- President Draghi seemed to have learned from his own mistakes by avoiding commenting on how and when he might bring monetary stimulus to an end.
- The euro has risen about 12 percent against the U.S. dollar so far this year, mainly on expectations of an ending to QE.
President Mario Draghi gave little indication about the next steps for monetary policy in the euro zone during a speech on Wednesday ahead of a key meeting between central bankers.
The European Central Bank chief seemed to have learned from his own mistakes by avoiding commenting on how and when he might bring monetary stimulus to an end.
Speaking at a conference in Lindau, Germany, Draghi praised economists' research and said that adjustments to monetary policy are "never easy." However, he made no reference to how the bank might adjust its own policy to the improving economic data across the euro zone, a highly debated issue among market participants.
"While forward guidance (a tool used by central banks to influence, with their own forecasts, market expectations) is a useful instrument, recent research has highlighted that its effectiveness can be improved if combined with other non-standard monetary policies," Draghi said Wednesday.
At a meeting in June, the ECB recognized the improved economic outlook in the 19-member area and the lower deflationary pressure. As a result, the bank decided to update its forward guidance to remove the reference to further rate cuts.
Christopher Pissarides, Nobel Laureate and professor of economics at the London School of Economics, told CNBC Wednesday that he expects a gradual tapering to be announced later this year.
"Over the next few months, in the autumn maybe come winter, we should be going back to the normal situation where these unconventional measures, as they're called, aren't used very much," he said.
Back in June, Draghi rattled markets with a speech at a banking conference in Sintra, Portugal.
"All signs now point to a strengthening and broadening recovery in the euro area," he said at the time.
Bond yields – which move inversely to bond prices – and the euro rose as investors foresaw a closer end to the central bank's monetary stimulus. Members of the ECB subsequently spent the following days telling the markets that quantitative easing (QE) wasn't coming to an end for now.
The euro was up about 0.17 percent on Wednesday against the U.S. dollar at $1.1780 after Draghi's speech and after new data showing better-than-expected PMIs (purchasing managers' index) for the bloc.
A stronger euro acts as a deflationary pressure, which the ECB wants to avoid. The euro has risen about 12 percent against the U.S. dollar so far this year, mainly on expectations of an ending to QE.
"The data is telling us the economic outlook is definitely improving," Christel Aranda-Hassel, chief European economist at Mizuho International, told CNBC Wednesday, adding that the ECB is likely to raise its growth forecasts in September.

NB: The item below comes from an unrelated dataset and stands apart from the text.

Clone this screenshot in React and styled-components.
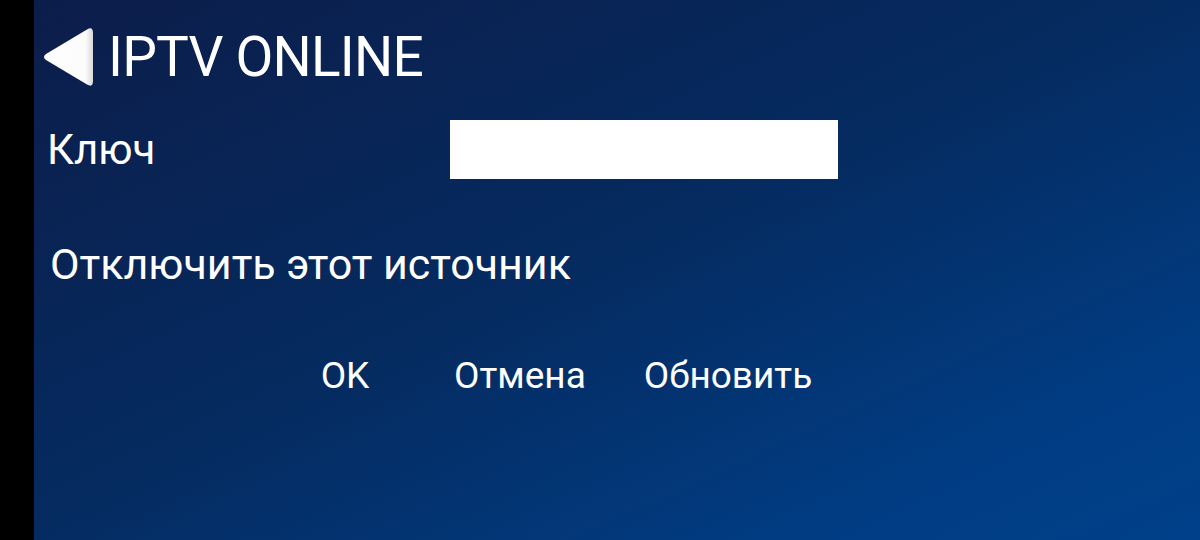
import React from 'react';
import styled, { createGlobalStyle } from 'styled-components';

const GlobalStyle = createGlobalStyle`
  html, body {
    margin: 0;
    padding: 0;
    background: #000;
  }
  body {
    font-family: Roboto, 'Noto Sans', 'DejaVu Sans', sans-serif;
  }
`;

const Screen = styled.div`
  width: 1200px;
  height: 540px;
  display: flex;
  overflow: hidden;
`;

const Bezel = styled.div`
  width: 34px;
  flex-shrink: 0;
  background: #000;
`;

const Main = styled.div`
  flex: 1;
  display: flex;
  flex-direction: column;
  padding: 24px 0 0 13px;
  background: linear-gradient(to bottom right, #0c1d4a 0%, #052b60 48%, #013c82 82%, #00408a 100%);
  color: #fff;
`;

const Header = styled.div`
  height: 66px;
  display: flex;
  align-items: center;
  margin-left: -5px;
`;

const BackButton = styled.button`
  width: 54px;
  height: 62px;
  padding: 0;
  border: none;
  background: transparent;
  display: flex;
  align-items: center;
  justify-content: center;
  margin-right: 12px;
  cursor: pointer;
`;

const Title = styled.h1`
  margin: 0;
  font-size: 55px;
  font-weight: 400;
  letter-spacing: -0.8px;
  line-height: 1;
`;

const KeyRow = styled.div`
  display: flex;
  align-items: center;
  margin-top: 30px;
  height: 59px;
`;

const Label = styled.span`
  font-size: ${(p) => p.size || 42}px;
  font-weight: 400;
  line-height: 1;
  white-space: nowrap;
`;

const KeyLabel = styled(Label)`
  width: 403px;
`;

const KeyInput = styled.input`
  width: 388px;
  height: 59px;
  box-sizing: border-box;
  border: none;
  outline: none;
  background: #fff;
  font-family: inherit;
  font-size: 28px;
  padding: 0 12px;
`;

const DisableRow = styled.div`
  margin-top: 60px;
  height: 50px;
  display: flex;
  align-items: center;
  padding-left: 3px;
`;

const Actions = styled.div`
  margin-top: 61px;
  height: 50px;
  display: flex;
  padding-left: 218px;
`;

const ActionButton = styled.button`
  min-width: 160px;
  padding: 0 29px;
  border: none;
  background: transparent;
  color: #fff;
  font-family: inherit;
  font-size: 37px;
  font-weight: 400;
  cursor: pointer;
`;

const BackArrow = () => (
  <svg width="52" height="60" viewBox="0 0 52 60">
    <defs>
      <linearGradient id="arrowShade" x1="0" y1="0" x2="1" y2="0">
        <stop offset="0" stopColor="#ffffff" />
        <stop offset="0.85" stopColor="#fbfbfb" />
        <stop offset="1" stopColor="#d8d8d8" />
      </linearGradient>
    </defs>
    <path
      d="M3 27 L44 2.5 Q50 -1 50 6 L50 54 Q50 61 44 57.5 L3 33 Q-1 30 3 27 Z"
      fill="url(#arrowShade)"
    />
  </svg>
);

export default function App() {
  return (
    <>
      <GlobalStyle />
      <Screen>
        <Bezel />
        <Main>
          <Header>
            <BackButton aria-label="Назад">
              <BackArrow />
            </BackButton>
            <Title>IPTV ONLINE</Title>
          </Header>
          <KeyRow>
            <KeyLabel size={42}>Ключ</KeyLabel>
            <KeyInput type="text" />
          </KeyRow>
          <DisableRow>
            <Label size={43}>Отключить этот источник</Label>
          </DisableRow>
          <Actions>
            <ActionButton>OK</ActionButton>
            <ActionButton>Отмена</ActionButton>
            <ActionButton>Обновить</ActionButton>
          </Actions>
        </Main>
      </Screen>
    </>
  );
}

"At the same time the strengthening of the euro has put downward pressure on the other key forecasts, namely inflation."
Draghi finds himself stuck between stronger growth and a stronger euro – a problem that according to Aranda-Hassel is likely to persist.
The ECB President is due to speak at the Jackson Hole meeting this Friday, where other central bankers and policy experts will be debating monetary policy.
Market participants once again do not expect any guidance from Draghi's address on Friday.
"He will probably be very, very careful with the language this time around. I do think he will stick to the mantra, which essentially is that they are slowly but surely going towards the exit but I don't think he wants to give us any acceleration in terms of speed," Aranda-Hassel said.